> Extracted material
######

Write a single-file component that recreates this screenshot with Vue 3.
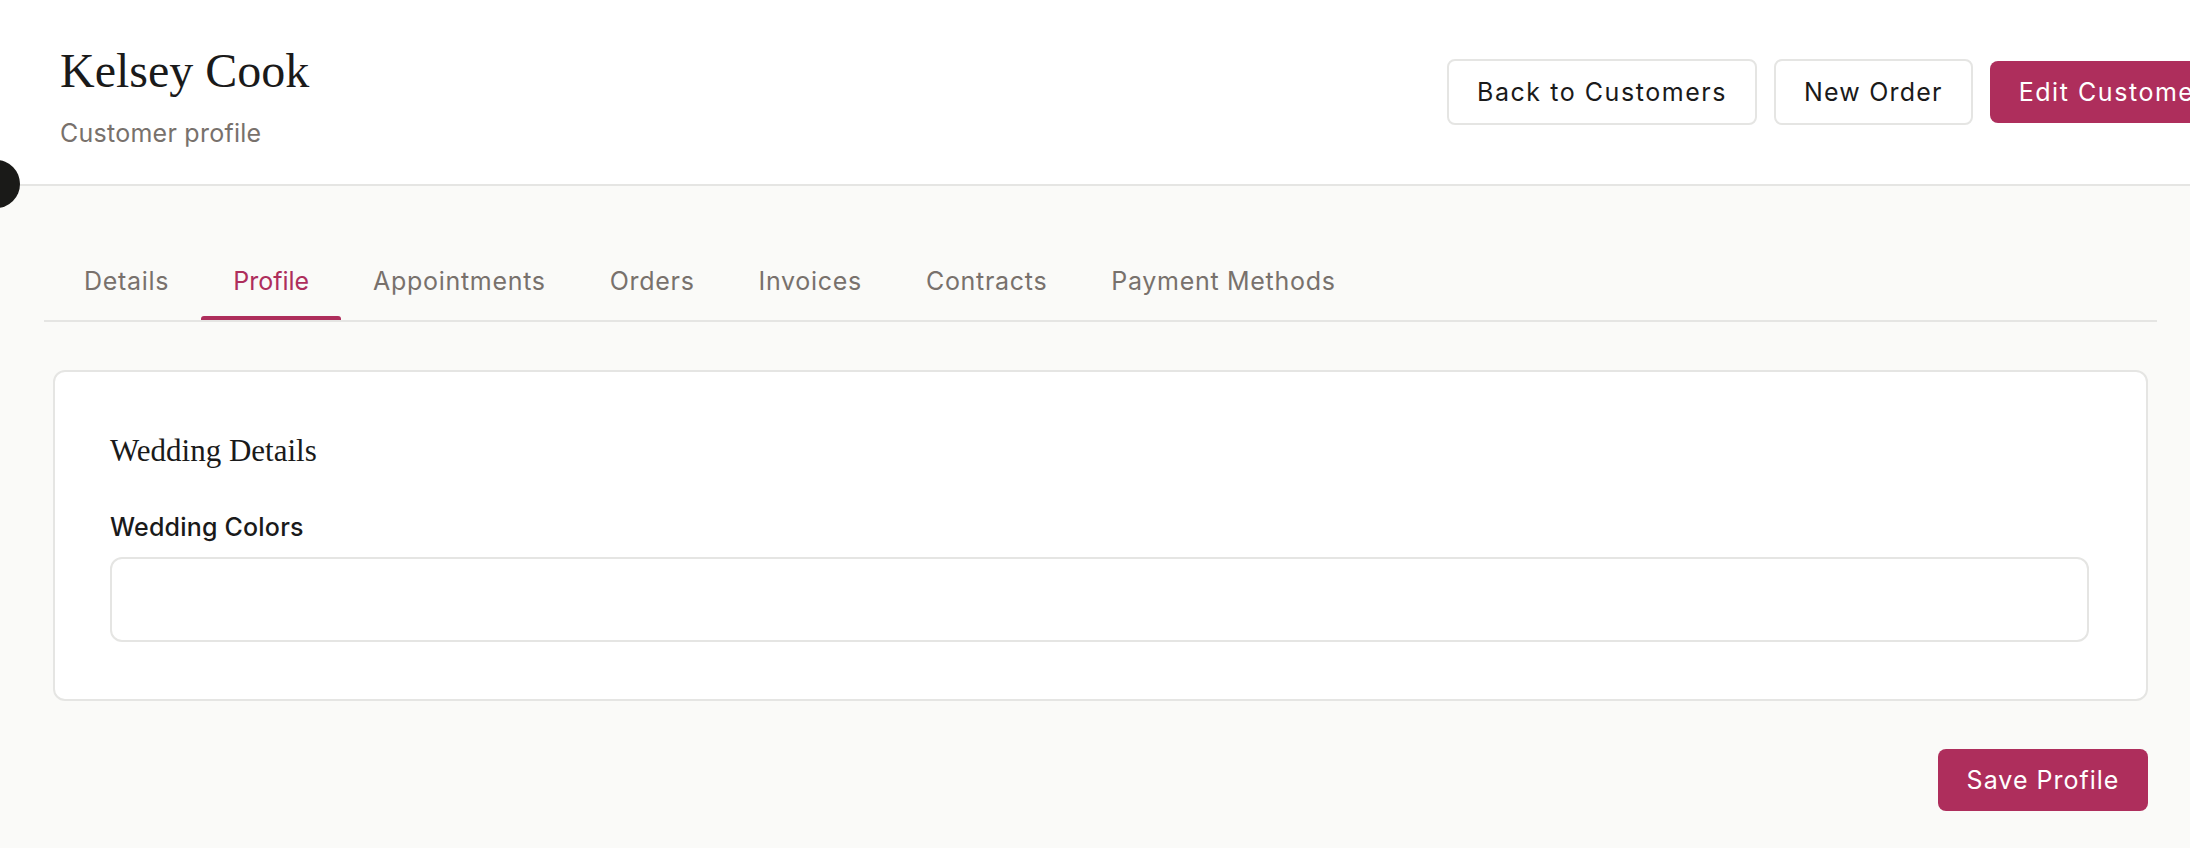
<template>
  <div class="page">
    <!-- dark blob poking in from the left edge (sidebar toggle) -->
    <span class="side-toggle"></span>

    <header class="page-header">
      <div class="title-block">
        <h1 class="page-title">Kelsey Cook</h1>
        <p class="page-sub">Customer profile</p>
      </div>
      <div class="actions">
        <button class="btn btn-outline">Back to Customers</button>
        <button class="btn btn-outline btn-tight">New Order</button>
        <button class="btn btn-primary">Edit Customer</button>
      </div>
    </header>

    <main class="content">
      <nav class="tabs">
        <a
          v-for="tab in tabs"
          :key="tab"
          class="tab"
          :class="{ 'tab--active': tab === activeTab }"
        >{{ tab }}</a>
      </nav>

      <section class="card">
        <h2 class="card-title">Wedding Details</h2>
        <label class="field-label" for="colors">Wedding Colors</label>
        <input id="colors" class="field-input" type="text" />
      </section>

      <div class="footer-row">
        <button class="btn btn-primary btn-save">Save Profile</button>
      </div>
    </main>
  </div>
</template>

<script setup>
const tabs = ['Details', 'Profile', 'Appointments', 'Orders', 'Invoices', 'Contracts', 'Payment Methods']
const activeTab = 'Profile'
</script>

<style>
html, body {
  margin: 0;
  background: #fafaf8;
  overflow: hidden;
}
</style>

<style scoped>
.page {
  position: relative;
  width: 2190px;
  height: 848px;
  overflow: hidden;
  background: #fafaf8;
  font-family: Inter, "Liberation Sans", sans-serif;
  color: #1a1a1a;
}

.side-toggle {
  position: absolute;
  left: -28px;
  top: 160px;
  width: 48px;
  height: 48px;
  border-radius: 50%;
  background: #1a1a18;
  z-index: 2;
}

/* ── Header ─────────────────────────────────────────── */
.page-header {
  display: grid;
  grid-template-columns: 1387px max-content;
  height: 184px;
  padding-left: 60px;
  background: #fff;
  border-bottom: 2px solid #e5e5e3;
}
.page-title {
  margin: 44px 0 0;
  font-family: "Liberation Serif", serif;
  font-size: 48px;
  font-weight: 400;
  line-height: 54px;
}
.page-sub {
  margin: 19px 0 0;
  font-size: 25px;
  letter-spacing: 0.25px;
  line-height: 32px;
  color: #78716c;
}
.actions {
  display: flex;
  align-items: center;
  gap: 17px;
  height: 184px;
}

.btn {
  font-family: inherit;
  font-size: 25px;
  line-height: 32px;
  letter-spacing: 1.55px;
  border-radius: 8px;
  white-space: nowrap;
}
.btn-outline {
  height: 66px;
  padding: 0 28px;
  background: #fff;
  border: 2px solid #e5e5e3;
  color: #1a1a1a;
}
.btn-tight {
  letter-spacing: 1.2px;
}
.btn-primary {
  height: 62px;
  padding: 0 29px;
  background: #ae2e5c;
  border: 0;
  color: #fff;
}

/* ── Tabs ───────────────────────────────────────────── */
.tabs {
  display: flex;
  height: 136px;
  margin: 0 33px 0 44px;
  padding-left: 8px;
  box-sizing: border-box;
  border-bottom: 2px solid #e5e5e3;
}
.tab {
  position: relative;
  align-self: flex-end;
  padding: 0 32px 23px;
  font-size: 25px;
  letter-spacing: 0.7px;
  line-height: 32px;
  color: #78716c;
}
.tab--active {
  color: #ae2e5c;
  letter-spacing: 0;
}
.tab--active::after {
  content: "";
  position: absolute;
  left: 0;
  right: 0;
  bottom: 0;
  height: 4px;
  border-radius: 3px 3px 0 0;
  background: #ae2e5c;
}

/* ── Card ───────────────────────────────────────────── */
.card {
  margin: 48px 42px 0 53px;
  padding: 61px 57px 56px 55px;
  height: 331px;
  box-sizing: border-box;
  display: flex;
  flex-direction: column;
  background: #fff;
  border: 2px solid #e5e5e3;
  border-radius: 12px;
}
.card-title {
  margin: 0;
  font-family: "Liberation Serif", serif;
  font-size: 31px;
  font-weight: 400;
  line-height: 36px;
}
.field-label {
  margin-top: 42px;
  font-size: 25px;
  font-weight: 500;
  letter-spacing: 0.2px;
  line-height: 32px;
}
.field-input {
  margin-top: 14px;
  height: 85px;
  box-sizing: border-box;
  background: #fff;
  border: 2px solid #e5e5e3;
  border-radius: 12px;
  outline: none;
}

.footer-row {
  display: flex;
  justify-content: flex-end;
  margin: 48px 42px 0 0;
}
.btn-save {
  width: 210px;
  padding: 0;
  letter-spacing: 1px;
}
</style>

######

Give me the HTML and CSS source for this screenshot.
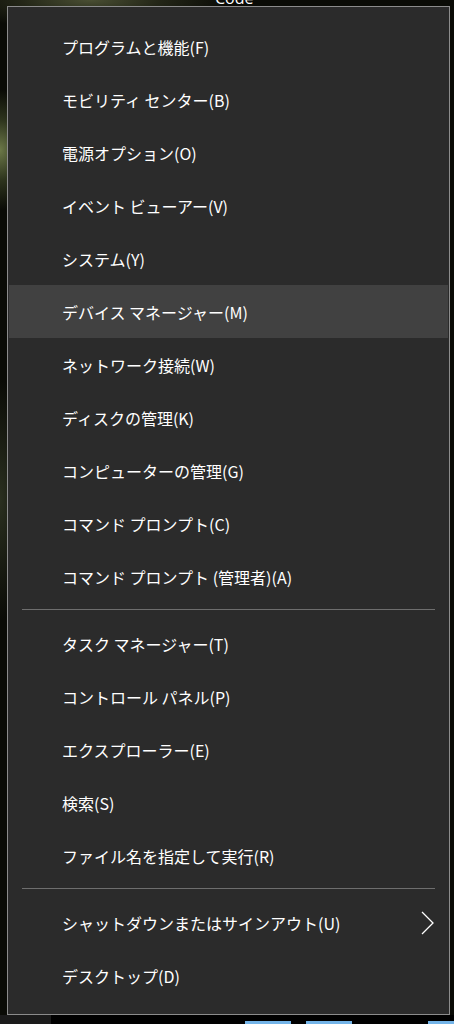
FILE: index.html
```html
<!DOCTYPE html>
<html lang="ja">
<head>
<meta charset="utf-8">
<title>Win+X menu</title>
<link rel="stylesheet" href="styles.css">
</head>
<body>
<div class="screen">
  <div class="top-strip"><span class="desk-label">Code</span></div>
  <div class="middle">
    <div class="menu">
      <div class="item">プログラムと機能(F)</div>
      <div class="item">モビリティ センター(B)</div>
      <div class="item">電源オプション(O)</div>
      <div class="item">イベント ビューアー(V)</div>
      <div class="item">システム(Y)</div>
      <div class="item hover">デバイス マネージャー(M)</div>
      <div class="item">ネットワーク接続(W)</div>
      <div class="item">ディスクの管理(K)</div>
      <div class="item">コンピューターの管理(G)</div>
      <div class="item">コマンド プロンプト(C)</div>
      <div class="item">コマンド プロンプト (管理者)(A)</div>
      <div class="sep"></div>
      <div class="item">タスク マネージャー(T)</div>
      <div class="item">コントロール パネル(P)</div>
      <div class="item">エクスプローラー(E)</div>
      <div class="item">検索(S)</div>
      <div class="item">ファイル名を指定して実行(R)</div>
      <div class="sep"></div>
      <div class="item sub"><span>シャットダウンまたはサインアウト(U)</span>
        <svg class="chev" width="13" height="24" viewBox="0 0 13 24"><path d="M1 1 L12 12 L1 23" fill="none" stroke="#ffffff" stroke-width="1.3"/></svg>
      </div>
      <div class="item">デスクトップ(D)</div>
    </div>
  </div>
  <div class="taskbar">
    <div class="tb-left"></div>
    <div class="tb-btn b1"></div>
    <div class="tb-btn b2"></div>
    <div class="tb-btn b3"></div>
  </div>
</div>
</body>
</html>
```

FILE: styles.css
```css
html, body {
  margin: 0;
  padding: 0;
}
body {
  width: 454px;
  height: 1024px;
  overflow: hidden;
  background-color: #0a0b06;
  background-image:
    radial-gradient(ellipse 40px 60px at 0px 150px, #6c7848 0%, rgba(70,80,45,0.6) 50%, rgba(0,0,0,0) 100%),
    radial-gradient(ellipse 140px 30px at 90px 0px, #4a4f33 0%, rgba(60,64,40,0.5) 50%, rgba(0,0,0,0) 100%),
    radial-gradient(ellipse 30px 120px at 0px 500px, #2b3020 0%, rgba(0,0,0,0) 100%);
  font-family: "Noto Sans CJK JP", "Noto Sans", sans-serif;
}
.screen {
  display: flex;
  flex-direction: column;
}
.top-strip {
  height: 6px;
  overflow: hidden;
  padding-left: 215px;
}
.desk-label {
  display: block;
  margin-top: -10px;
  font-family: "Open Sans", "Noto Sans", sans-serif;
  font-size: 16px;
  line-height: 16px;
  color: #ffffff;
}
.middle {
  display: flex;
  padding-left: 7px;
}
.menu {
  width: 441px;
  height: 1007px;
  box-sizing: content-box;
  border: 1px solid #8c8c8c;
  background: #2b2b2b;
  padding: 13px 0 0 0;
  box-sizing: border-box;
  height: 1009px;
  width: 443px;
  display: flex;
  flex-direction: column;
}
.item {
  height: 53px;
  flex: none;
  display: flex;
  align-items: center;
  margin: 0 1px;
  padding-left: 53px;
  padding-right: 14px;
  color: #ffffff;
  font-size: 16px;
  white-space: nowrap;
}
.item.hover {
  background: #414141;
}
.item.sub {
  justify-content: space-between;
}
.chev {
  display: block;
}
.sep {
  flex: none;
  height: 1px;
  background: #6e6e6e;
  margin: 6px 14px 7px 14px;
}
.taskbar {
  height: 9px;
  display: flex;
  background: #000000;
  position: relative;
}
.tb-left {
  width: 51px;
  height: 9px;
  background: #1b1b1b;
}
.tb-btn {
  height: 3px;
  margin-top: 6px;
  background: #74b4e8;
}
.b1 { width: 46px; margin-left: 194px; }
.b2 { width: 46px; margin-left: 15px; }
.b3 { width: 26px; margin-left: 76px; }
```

######

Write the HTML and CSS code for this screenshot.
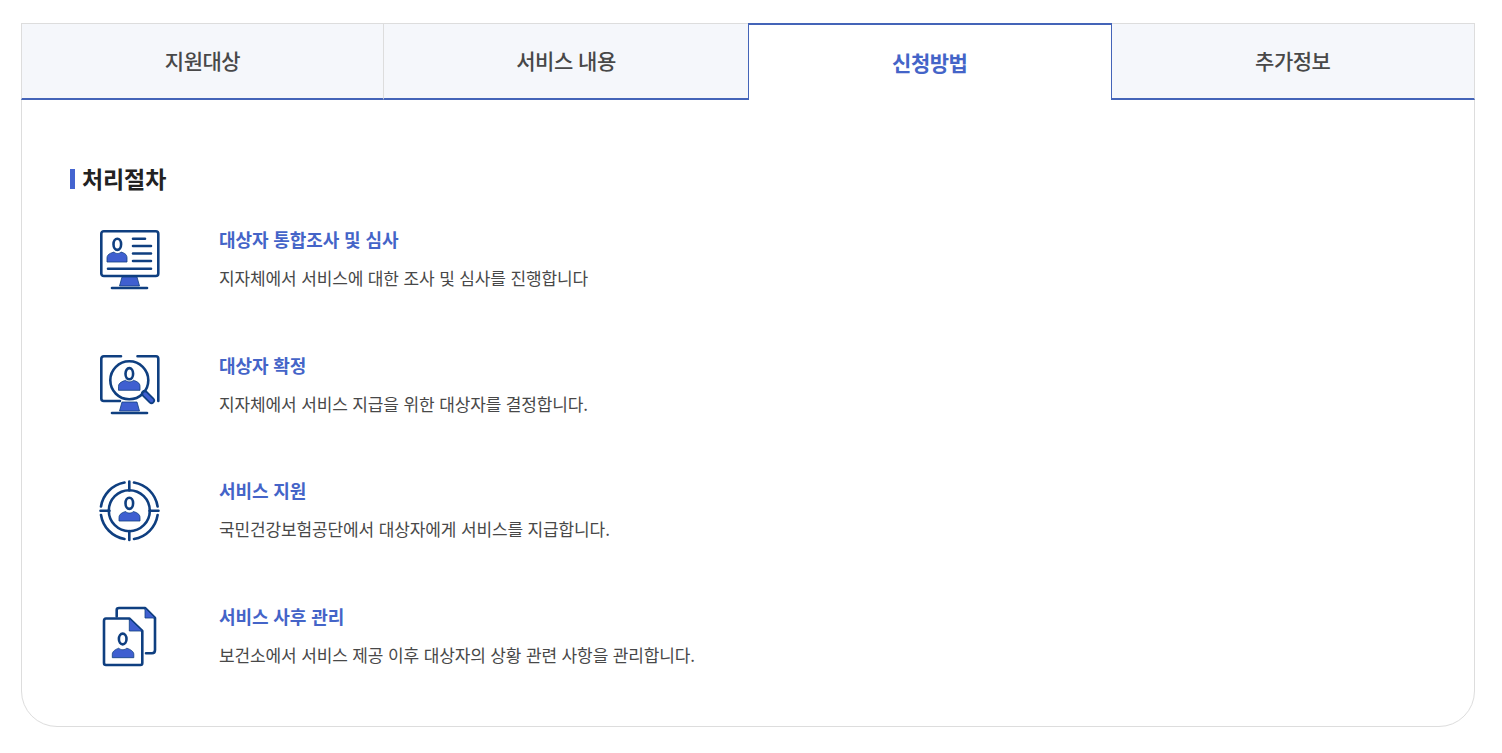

######

Check each line of the material above for "this" and say how many lines contain it, giving the number alone.

3